Atika Gharib, 32 anni, originaria del Marocco e residente a Ferrara, è stata bruciata in un incendio divampato in un casolare abbandonato di Castello d'Argile in provincia di Bologna la notte tra il 1º e il 2 settembre 2019.
Durante le operazioni di spegnimento del rogo, il corpo senza vita non era stato notato perché sepolto dalle macerie. È stato ufficialmente rinvenuto il 3 settembre in un ulteriore sopralluogo. Una sorella ne aveva denunciato la scomparsa due giorni prima. Nelle ore successive alla scoperta del cadavere, l'ex compagno della vittima, Mohamed Chamekh, connazionale di 41 anni, è stato indiziato di omicidio.
Sarebbe stato lui ad appiccare l'incendio. L'uomo infatti aveva effettuato una telefonata alla madre e ad una sorella della trentaduenne rivelando che l'ex compagna era morta.[1][2] Inizialmente si era supposto che la donna fosse stata bruciata viva, ma in seguito le indagini hanno ritenuto che sia stata uccisa per soffocamento.[3]
Secondo le ricostruzioni, in precedenza il quarantunenne aveva rubato i documenti della vittima e di una sua figlia. Dunque il giorno dell'agguato il marocchino avrebbe teso una trappola alla trentaduenne chiedendole di incontrarsi in un casolare di Castello d'Argile per restituirle ciò che le aveva sottratto. Ma lì il malintenzionato avrebbe commesso l'omicidio, poi ha appiccato l'incendio nel tentativo di cancellare le tracce.[4] Irreperibile e ricercato dai militari, l'accusato è stato rintracciato e arrestato nel pomeriggio del 4 settembre dalla polizia ferroviaria a Ventimiglia mentre stava cercando di lasciare l'Italia, probabilmente per ritornare in Marocco passando dalla Francia.
La signora Gharib viveva in Italia dal 2002 e aveva due figlie di 16 e 17 anni, nate da un precedente matrimonio dal quale aveva divorziato. Nel febbraio del 2019 aveva iniziato una nuova relazione con Chamekh. Successivamente la trentaduenne avrebbe scoperto l'uomo mentre molestava una delle sue figlie e, per questo, lo aveva mandato via dalla propria abitazione.

Lui ha cominciato a minacciarla e lei lo ha denunciato. Nei suoi confronti era stato emesso un provvedimento di divieto di avvicinamento ai luoghi frequentati dalla donna e da sua figlia, ma ciò non è bastato per evitare il delitto.[1][2]

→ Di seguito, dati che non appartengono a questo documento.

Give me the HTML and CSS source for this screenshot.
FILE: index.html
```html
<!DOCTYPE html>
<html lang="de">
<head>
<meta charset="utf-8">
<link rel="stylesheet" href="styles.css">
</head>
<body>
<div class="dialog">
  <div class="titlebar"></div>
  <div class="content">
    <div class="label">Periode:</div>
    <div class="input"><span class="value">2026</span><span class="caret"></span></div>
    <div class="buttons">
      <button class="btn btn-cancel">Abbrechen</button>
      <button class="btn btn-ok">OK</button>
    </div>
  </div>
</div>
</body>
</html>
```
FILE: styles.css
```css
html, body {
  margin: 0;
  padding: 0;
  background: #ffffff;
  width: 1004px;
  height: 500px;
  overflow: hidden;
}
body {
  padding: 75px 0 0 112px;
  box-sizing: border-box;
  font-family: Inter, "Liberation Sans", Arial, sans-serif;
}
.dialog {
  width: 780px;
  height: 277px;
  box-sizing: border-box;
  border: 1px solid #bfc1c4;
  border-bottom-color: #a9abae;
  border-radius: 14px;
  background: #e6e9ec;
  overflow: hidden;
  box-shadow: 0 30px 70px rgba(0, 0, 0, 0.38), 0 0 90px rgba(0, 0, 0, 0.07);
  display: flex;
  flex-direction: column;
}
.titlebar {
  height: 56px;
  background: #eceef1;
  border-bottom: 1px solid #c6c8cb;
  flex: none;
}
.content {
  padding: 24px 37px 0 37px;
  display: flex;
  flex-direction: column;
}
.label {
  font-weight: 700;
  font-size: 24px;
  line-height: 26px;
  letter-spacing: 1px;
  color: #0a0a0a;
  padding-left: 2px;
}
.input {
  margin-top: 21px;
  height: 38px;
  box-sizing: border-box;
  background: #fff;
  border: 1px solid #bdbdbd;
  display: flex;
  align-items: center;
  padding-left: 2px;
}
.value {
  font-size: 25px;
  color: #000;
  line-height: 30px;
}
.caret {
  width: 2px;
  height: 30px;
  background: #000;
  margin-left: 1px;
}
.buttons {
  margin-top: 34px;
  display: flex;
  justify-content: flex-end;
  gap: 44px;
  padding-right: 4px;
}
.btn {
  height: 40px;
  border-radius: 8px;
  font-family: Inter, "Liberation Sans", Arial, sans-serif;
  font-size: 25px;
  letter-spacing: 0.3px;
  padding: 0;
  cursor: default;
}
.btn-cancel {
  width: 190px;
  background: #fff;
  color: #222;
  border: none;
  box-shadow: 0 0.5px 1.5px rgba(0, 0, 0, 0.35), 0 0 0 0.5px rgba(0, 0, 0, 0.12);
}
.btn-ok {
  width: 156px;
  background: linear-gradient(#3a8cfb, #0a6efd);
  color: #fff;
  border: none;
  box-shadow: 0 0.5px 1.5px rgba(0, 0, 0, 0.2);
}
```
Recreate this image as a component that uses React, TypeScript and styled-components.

Il 6 settembre è stato convalidato l'arresto al termine dell'interrogatorio di garanzia di fronte al giudice per le indagini preliminari in cui l'uomo si è avvalso della facoltà di non rispondere.[5] Nel maggio del 2020 la procura di Bologna, al termine delle indagini, ha richiesto nei suoi confronti il giudizio immediato con l'accusa di omicidio volontario aggravato dai futili motivi, dalla premeditazione e dall'aver commesso il fatto in danno di una persona con la quale aveva una relazione affettiva.[6][7] Contestati anche i capi d'imputazione di distruzione di cadavere, incendio, lesioni, minacce e atti persecutori.
In seguito il quarantunenne è stato rinviato a giudizio. Nel corso del processo il proprio difensore ha sollevato un'eccezione di illegittimità incostituzionale per la mancata concessione del rito abbreviato. Richiesta che è stata respinta dalla Corte.[3] Chamekh è stato poi sottoposto a una perizia psichiatrica per valutare la sua capacità di intendere e di volere durante il delitto.[8]